Dresner Advisory’s Fifth Annual Business Intelligence Success Index®: In the Gen AI Era, a Strong BI Foundation Is Key to Accelerating Data and Analytics Strategies
Economic forces continue to make a number of organizations reexamine and reprioritize many projects, including business intelligence (BI) initiatives. The increased cost of capital reset the bar on required levels of return from BI investments. Many projects with expected returns below an organization’s minimum internal rate of return (IRR) now get deferred or cancelled. Those with a greater likelihood to deliver high business value and ROI that exceeds IRR get escalated, funded, and prioritized.
Organizations can meet or exceed projected returns and create business value only when their BI initiatives are well designed, implemented, and operated. This reality makes a focus on BI success paramount for data leaders, who must simultaneously deliver quality and value from data and analytics.
The Dresner Advisory Services Business Intelligence (BI) Success Index®—like the companion BI Value Index®—is inspired by the many and varied economic indicators used globally by business and government leaders and their teams of analysts, economists, and researchers. Such indicators serve many functions: informing, provoking, and encouraging thought, discussion, and investment.
Success has many dimensions—too many to capture in a broad-based survey. Our survey question does not define success; individuals characterize the success of their BI initiatives based on their perceptions and considerations. This is the 10th year Dresner Advisory Services recorded data on the success of BI initiatives, and the fifth year of the BI Success Index.
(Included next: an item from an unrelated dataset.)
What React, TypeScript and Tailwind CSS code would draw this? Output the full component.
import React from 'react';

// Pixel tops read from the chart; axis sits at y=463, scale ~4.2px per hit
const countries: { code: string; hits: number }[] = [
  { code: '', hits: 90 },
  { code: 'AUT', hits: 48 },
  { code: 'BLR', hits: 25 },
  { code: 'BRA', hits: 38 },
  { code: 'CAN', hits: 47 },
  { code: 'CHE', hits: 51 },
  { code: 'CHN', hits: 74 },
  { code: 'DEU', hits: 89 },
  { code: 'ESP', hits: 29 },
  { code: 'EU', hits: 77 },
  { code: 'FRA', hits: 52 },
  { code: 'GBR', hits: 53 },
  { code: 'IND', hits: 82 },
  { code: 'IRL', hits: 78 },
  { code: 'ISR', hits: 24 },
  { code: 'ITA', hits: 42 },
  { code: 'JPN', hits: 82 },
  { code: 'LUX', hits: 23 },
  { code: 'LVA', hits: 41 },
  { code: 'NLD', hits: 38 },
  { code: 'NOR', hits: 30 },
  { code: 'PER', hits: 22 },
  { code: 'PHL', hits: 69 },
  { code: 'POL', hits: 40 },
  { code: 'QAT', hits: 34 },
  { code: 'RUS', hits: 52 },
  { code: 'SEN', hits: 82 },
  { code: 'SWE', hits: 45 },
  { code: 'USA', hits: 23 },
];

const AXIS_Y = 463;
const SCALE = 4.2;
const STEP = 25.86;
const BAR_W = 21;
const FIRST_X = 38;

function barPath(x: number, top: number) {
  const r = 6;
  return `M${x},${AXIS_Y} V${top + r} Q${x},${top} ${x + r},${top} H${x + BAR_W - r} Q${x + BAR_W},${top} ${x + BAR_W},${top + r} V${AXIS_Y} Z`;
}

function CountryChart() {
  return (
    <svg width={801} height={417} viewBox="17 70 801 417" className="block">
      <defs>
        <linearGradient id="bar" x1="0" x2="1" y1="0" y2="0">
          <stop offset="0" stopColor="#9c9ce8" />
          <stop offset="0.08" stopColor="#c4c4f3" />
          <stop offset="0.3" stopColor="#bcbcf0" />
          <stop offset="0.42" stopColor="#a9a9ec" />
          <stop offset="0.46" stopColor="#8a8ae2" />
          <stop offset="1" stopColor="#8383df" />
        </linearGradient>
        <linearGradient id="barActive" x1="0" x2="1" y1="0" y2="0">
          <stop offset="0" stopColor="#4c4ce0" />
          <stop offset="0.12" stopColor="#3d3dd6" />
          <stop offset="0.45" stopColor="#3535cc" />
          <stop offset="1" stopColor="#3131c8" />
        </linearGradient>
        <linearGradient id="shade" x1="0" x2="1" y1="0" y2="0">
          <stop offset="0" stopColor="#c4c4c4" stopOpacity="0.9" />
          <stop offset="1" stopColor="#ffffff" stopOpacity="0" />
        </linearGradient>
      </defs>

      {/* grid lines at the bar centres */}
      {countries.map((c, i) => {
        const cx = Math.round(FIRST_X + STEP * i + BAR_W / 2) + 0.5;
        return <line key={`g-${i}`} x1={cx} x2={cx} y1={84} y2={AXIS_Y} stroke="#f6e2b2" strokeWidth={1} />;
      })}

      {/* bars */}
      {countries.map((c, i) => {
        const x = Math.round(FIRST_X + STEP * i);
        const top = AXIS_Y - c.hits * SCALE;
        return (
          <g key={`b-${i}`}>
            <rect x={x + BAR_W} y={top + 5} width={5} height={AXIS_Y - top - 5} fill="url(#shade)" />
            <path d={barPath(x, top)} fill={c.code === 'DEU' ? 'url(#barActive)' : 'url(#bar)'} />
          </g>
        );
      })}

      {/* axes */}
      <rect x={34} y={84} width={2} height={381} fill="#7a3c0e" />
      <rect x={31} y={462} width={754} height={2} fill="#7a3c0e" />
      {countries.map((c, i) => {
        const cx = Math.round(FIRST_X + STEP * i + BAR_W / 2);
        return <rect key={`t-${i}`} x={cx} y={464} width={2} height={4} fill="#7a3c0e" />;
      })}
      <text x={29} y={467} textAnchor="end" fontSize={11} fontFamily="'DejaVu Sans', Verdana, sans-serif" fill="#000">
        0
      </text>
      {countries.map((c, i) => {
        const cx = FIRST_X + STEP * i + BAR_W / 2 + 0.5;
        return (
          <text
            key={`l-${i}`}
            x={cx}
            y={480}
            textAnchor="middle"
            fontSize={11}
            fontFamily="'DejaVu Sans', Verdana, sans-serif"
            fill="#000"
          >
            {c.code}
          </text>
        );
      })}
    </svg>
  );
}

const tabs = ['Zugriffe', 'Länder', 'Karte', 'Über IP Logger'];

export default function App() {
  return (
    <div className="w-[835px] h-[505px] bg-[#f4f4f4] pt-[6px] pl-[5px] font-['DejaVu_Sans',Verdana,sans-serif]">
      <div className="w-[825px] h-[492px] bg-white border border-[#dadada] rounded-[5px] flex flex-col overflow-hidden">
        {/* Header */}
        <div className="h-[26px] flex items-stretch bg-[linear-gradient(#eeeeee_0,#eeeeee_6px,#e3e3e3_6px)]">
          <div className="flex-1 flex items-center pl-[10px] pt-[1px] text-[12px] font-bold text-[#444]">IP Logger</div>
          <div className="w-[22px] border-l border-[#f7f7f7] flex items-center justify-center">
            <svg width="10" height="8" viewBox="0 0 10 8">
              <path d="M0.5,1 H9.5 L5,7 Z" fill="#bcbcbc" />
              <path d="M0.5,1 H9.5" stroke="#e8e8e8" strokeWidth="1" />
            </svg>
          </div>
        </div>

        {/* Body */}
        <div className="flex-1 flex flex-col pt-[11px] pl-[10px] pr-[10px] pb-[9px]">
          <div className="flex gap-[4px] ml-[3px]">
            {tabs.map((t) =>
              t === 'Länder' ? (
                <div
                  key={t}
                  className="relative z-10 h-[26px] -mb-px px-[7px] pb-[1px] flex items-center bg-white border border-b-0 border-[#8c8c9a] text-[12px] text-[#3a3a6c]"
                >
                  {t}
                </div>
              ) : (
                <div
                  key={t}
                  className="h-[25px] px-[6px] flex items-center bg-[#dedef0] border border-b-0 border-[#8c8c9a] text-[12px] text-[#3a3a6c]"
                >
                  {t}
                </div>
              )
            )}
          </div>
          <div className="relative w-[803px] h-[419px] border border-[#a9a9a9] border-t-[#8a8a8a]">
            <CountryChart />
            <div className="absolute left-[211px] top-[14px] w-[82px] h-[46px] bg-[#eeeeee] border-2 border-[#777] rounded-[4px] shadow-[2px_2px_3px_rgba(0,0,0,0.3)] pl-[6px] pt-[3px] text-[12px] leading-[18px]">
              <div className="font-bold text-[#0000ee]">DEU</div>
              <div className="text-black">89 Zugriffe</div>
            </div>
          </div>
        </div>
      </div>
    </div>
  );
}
In 2024, the BI Success Index stands at 88 percent of organizations considering their BI initiatives either completely successful or successful.
Data leaders may want (or need) to leverage the BI Success Index in strategy discussions regarding their organizations’ implementations of generative AI. Many organizations report lower adoption rates, lower perceptions about priorities driving generative AI use and adoption, less bullishness about generative AI in general, and less need to stay on top of the latest developments in generative AI (see the Research Insight “Generative AI Smoke Is Clearing; Data Leaders Need A Game Plan”).
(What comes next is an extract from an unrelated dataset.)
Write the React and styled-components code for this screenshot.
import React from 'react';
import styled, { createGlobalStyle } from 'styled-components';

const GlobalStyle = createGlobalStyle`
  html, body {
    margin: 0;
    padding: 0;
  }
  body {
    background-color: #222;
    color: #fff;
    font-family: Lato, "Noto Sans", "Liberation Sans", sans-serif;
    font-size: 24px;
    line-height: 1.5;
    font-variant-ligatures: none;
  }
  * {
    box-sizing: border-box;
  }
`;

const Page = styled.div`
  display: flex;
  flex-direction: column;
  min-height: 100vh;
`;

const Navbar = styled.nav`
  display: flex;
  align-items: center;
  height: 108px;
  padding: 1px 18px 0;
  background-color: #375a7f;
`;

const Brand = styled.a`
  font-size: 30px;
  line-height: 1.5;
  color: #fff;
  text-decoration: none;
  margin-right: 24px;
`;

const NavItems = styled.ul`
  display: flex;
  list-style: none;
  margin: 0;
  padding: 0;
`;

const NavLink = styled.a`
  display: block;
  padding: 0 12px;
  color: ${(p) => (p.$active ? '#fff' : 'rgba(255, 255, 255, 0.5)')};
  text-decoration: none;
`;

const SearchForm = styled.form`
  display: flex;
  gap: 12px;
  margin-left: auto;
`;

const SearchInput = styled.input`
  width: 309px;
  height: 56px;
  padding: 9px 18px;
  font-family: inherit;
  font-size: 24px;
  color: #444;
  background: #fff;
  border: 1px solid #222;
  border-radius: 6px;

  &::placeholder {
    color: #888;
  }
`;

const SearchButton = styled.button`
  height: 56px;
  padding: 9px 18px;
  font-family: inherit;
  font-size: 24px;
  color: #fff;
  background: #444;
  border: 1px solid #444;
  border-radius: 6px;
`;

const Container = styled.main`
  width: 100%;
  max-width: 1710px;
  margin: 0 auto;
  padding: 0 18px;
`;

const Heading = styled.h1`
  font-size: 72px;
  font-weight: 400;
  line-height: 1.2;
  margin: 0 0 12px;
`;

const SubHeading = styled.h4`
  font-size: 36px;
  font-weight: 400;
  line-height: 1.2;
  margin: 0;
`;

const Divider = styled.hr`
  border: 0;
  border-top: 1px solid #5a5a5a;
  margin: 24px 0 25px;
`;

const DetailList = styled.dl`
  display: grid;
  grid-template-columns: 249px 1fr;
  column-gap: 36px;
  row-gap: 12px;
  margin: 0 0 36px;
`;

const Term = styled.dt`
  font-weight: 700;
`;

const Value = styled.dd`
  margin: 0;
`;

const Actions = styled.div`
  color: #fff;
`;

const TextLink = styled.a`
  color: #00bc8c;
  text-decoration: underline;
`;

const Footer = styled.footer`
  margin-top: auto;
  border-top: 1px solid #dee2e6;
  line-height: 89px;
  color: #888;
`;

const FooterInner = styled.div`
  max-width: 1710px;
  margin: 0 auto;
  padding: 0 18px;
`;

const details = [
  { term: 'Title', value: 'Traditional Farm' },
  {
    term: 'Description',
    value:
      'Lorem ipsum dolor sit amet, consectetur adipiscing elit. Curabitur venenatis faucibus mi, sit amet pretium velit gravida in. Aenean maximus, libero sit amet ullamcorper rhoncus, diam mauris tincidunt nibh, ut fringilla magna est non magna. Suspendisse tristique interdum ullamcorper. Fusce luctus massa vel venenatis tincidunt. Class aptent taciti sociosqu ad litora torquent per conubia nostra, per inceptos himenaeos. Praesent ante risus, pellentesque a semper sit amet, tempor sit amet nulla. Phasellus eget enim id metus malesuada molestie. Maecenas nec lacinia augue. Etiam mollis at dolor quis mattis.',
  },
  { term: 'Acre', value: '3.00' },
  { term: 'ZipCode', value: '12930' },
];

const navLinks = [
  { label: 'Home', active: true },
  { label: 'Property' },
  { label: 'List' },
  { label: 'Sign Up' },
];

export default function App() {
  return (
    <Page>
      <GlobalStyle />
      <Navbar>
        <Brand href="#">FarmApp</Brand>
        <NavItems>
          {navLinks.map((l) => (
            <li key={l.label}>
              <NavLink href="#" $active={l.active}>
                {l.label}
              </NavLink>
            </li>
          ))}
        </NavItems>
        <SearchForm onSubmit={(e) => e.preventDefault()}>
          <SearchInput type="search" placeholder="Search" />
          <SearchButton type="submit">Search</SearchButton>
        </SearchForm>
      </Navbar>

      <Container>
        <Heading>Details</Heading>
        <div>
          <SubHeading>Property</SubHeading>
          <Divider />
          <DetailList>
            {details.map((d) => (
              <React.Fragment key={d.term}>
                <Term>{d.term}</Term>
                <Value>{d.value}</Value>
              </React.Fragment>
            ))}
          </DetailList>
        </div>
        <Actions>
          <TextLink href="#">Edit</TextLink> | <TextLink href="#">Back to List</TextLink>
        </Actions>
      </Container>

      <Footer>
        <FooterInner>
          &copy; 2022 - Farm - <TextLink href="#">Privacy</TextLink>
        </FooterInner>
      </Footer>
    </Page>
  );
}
In these discussions, a data leader should consider her/himself as a function-neutral advocate for data and its proper use in the organization—both in “traditional” analytics use as well as part of generative AI efforts. In addition, a data leader needs to make sure senior leadership understands “the big picture” and is best informed before making critical data-related decisions regarding generative AI strategies and implementations.
This responsibility includes highlighting information such as the BI Success Index, in which a strong majority of organizations (88 percent) consider their BI initiatives successful. It also means bringing forward that the BI Value Index shows that BI initiatives with value measured by ROI achieve an average return of 10 percent (see the Research Insight “Dresner Advisory’s 5th Annual Business Intelligence Value Index®: Focus on Revenue to Deliver More Business Value From BI”).
Data leaders need to be clear in their presentation of this information that they do not wholesale reject the use of generative AI. However, optimal early-stage use cases often differ significantly from those used for BI, and many generative AI implementations can struggle with analytical use cases that are highly data intensive.
As the BI Success Index and our other data show, when properly applied and implemented, BI is a proven, business-enabling technology that delivers real business value and provides average returns that exceed the current cost of capital and most IRRs. The message that BI has a justifiably rightful place in an organization’s likely evolving data and analytics strategy likely will “play well” against senior leadership’s less bullish current perceptions about generative AI in general.
This creates a requirement to invest broadly in a BI and analytics strategy that includes advanced analytics. As organizations make these investments, data leaders must ensure that they can deliver promised returns and show value to the organization. Although the quest to deliver the highest level of success with BI is an ongoing endeavor that improves with time and experience, data leaders that take an increased focus on success and value will help to better align the data and analytics abilities of their organizations with their business needs and priorities.